* Task prompt *
Copy out all lines carrying the word "index".

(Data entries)

---

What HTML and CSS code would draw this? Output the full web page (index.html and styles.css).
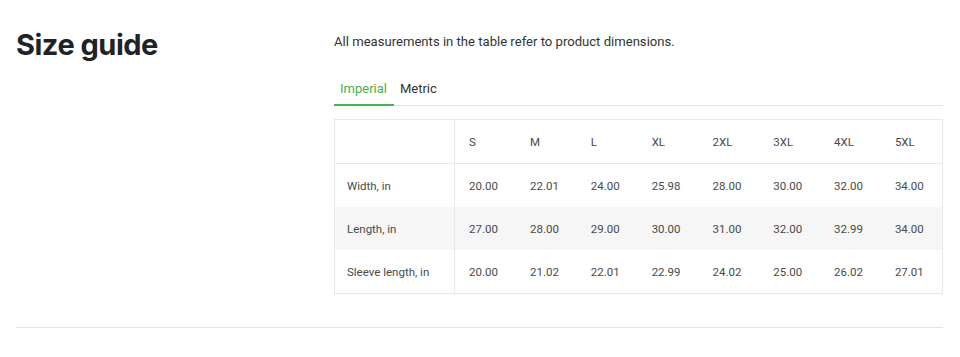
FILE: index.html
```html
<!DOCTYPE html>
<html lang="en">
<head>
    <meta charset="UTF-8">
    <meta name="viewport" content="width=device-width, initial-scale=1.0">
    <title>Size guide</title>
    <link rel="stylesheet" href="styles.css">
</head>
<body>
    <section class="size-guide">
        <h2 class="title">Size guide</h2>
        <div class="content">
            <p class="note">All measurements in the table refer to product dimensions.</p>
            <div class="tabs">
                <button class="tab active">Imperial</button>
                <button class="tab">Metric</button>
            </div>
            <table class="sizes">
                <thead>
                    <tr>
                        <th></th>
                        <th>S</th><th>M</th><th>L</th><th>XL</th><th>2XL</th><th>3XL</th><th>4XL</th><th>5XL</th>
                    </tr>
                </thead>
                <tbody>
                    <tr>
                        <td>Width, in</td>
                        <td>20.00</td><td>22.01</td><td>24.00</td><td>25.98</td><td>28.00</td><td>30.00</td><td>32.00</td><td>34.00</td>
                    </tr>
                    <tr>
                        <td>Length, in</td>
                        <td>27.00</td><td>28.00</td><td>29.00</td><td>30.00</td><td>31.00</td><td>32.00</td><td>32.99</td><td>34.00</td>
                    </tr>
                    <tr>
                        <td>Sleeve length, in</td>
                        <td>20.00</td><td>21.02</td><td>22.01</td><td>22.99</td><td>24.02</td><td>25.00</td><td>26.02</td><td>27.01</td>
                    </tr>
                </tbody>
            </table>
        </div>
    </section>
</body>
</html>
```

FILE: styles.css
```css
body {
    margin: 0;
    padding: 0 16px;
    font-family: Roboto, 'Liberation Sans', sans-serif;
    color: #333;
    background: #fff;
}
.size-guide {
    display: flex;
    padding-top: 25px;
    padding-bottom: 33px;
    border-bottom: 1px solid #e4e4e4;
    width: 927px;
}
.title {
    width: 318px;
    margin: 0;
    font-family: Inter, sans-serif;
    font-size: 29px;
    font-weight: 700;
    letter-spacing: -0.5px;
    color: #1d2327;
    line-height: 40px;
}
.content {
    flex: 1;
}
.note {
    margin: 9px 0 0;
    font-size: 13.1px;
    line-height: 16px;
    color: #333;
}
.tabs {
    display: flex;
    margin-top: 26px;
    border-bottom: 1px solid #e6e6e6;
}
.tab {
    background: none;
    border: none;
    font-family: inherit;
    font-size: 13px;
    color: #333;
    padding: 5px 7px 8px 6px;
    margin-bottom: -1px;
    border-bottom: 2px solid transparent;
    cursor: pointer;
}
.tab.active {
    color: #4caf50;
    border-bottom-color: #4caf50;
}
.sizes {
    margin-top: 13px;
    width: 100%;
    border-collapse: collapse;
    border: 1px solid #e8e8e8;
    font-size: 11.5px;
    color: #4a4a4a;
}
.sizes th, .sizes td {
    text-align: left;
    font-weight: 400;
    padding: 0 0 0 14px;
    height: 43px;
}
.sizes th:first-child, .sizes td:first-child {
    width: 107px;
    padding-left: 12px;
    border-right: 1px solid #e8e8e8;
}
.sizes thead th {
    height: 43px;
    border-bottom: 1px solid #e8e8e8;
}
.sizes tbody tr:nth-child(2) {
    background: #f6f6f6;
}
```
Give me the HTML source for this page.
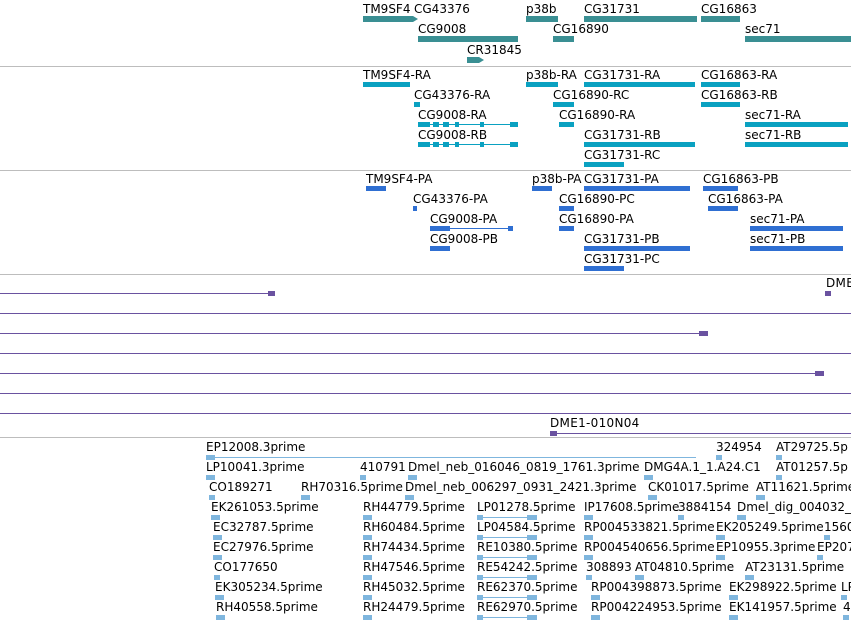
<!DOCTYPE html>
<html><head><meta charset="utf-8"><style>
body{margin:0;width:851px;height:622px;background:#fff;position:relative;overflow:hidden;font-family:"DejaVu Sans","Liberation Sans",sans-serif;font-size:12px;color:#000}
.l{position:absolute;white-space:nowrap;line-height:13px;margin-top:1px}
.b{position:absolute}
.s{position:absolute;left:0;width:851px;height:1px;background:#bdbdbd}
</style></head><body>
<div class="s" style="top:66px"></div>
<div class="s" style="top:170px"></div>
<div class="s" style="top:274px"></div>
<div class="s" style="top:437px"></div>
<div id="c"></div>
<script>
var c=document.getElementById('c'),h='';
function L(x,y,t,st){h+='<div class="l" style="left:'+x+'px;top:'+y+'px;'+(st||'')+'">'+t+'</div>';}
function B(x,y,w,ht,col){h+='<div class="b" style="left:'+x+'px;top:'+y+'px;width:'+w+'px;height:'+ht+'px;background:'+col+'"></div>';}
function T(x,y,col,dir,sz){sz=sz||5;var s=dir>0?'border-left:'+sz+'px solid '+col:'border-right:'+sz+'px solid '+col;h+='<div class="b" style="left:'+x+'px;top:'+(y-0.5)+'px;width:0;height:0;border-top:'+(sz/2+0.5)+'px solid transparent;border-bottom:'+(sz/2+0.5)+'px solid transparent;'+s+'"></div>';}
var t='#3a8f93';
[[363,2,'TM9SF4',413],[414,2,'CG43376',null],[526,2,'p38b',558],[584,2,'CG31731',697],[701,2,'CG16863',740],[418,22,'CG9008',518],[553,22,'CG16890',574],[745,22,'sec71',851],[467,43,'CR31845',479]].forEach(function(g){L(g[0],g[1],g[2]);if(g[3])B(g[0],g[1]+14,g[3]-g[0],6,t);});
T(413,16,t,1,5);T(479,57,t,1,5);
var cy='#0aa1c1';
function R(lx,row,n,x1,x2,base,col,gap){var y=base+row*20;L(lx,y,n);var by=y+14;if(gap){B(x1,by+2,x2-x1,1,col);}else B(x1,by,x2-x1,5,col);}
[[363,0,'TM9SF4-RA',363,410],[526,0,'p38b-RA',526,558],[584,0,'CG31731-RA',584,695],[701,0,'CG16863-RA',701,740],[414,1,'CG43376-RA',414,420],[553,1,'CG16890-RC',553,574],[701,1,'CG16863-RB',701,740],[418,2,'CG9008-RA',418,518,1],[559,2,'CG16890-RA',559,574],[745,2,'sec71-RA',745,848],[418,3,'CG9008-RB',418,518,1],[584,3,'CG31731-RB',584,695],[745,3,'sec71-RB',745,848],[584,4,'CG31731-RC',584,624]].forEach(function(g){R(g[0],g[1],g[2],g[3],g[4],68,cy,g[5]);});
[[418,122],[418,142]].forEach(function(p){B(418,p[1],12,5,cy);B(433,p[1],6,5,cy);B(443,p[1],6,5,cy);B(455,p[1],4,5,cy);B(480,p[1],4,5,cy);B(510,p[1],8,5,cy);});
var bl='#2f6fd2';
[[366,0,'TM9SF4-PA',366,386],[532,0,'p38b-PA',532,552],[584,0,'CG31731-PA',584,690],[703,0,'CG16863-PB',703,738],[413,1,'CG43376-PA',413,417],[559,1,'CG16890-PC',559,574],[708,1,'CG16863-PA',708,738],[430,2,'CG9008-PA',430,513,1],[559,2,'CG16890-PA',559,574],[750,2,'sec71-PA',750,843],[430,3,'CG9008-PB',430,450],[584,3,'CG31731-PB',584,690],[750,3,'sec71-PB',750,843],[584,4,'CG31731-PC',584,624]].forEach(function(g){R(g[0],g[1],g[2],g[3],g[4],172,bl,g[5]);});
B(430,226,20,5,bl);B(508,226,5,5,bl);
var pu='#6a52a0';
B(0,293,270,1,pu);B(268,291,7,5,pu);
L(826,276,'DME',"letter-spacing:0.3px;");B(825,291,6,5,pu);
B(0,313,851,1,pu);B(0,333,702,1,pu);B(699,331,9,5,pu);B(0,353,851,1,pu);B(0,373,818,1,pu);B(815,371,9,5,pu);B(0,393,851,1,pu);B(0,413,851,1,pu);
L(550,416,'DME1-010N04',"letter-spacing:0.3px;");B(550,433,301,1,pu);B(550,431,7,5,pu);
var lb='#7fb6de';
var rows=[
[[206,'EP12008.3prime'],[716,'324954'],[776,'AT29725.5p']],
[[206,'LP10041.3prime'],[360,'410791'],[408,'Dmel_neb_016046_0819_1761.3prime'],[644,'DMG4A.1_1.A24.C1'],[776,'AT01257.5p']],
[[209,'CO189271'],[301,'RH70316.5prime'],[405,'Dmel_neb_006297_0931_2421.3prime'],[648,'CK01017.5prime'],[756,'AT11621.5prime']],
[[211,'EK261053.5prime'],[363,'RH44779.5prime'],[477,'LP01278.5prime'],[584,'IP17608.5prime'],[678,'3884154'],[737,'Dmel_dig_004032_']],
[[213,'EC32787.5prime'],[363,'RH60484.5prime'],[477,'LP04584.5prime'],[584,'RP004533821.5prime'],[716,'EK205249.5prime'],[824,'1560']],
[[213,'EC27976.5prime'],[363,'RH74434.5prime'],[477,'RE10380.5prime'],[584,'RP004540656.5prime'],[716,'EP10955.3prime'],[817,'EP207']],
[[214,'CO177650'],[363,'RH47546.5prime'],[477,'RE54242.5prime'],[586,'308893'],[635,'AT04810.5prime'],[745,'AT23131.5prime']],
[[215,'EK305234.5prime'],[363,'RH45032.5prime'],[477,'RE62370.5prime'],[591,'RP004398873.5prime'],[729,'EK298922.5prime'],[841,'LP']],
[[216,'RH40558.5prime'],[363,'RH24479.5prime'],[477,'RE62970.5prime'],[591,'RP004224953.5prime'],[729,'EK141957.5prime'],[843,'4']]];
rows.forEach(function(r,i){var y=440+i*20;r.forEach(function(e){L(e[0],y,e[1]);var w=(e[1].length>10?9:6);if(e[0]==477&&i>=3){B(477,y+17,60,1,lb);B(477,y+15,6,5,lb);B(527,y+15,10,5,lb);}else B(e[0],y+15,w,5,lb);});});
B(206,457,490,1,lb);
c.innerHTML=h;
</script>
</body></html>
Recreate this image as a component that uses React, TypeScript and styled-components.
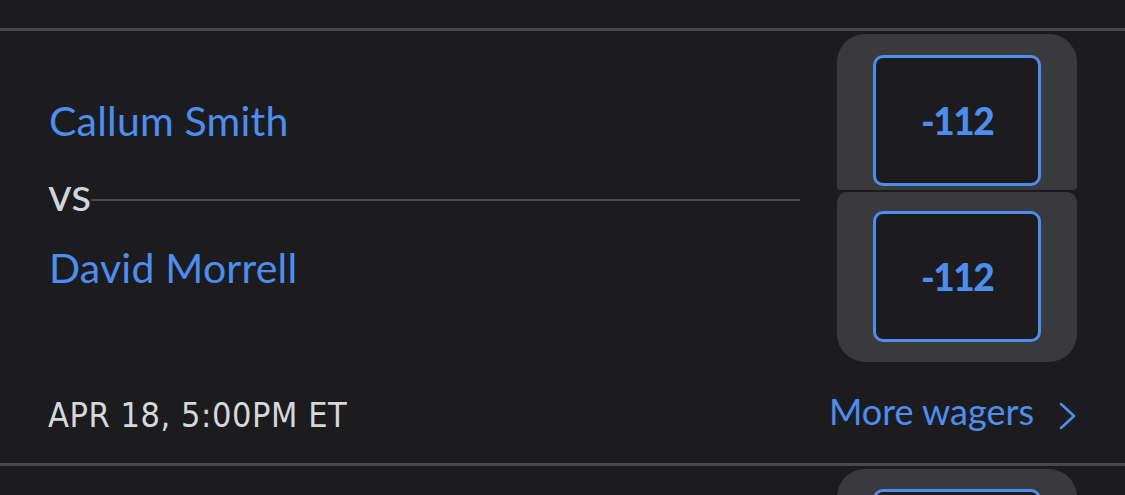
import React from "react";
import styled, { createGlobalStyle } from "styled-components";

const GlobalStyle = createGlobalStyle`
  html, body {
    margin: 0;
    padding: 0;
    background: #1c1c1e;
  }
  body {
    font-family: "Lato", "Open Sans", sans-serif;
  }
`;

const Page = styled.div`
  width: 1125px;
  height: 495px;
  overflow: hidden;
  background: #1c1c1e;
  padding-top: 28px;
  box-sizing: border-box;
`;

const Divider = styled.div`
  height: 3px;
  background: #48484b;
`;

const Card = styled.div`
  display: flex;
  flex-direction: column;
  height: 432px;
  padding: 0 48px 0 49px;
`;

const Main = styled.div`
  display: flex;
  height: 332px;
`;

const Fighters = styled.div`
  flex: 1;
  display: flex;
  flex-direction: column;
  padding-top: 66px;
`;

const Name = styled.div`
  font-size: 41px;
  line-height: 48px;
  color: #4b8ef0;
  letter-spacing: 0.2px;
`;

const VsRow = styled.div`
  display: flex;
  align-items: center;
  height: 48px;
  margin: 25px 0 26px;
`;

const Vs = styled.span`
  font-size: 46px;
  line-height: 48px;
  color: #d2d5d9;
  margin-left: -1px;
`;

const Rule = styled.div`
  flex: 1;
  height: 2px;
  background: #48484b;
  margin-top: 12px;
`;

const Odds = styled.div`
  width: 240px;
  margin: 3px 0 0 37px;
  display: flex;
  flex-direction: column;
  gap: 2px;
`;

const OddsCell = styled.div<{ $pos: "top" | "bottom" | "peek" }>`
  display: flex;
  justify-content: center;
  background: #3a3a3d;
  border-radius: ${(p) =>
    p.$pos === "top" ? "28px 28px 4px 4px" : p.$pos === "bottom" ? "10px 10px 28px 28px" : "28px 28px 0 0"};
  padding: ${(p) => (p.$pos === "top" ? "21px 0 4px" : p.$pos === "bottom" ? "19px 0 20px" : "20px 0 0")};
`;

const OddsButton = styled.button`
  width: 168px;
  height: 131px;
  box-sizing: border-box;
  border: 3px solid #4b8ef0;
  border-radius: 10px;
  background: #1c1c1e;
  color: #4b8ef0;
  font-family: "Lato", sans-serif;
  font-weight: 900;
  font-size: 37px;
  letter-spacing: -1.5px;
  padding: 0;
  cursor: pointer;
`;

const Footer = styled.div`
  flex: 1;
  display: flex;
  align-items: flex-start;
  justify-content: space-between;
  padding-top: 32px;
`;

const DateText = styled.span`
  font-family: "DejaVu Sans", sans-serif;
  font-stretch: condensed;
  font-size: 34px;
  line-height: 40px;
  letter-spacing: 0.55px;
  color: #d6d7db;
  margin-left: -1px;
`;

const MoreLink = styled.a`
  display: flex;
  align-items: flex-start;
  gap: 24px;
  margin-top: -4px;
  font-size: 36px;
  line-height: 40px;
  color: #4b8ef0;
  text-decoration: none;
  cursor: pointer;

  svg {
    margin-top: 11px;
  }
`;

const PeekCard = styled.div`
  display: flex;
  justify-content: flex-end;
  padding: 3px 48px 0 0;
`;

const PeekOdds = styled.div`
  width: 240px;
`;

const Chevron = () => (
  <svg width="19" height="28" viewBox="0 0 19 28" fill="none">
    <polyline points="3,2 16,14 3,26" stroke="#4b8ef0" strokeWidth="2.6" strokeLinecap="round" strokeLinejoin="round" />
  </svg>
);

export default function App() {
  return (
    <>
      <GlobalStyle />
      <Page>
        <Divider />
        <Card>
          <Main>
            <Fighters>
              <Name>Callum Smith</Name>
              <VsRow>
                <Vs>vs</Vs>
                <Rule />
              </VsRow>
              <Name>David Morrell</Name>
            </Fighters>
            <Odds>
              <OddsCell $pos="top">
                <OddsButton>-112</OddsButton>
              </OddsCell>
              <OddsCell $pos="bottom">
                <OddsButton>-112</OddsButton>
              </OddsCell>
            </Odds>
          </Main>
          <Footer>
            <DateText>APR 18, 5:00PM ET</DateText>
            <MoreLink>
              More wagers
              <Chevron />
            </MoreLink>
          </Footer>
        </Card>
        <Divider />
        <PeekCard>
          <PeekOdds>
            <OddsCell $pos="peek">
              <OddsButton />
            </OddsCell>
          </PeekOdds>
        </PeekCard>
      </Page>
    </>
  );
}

---

* Final result *
What HTML and CSS code would draw this? Output the full web page (index.html and styles.css).
FILE: index.html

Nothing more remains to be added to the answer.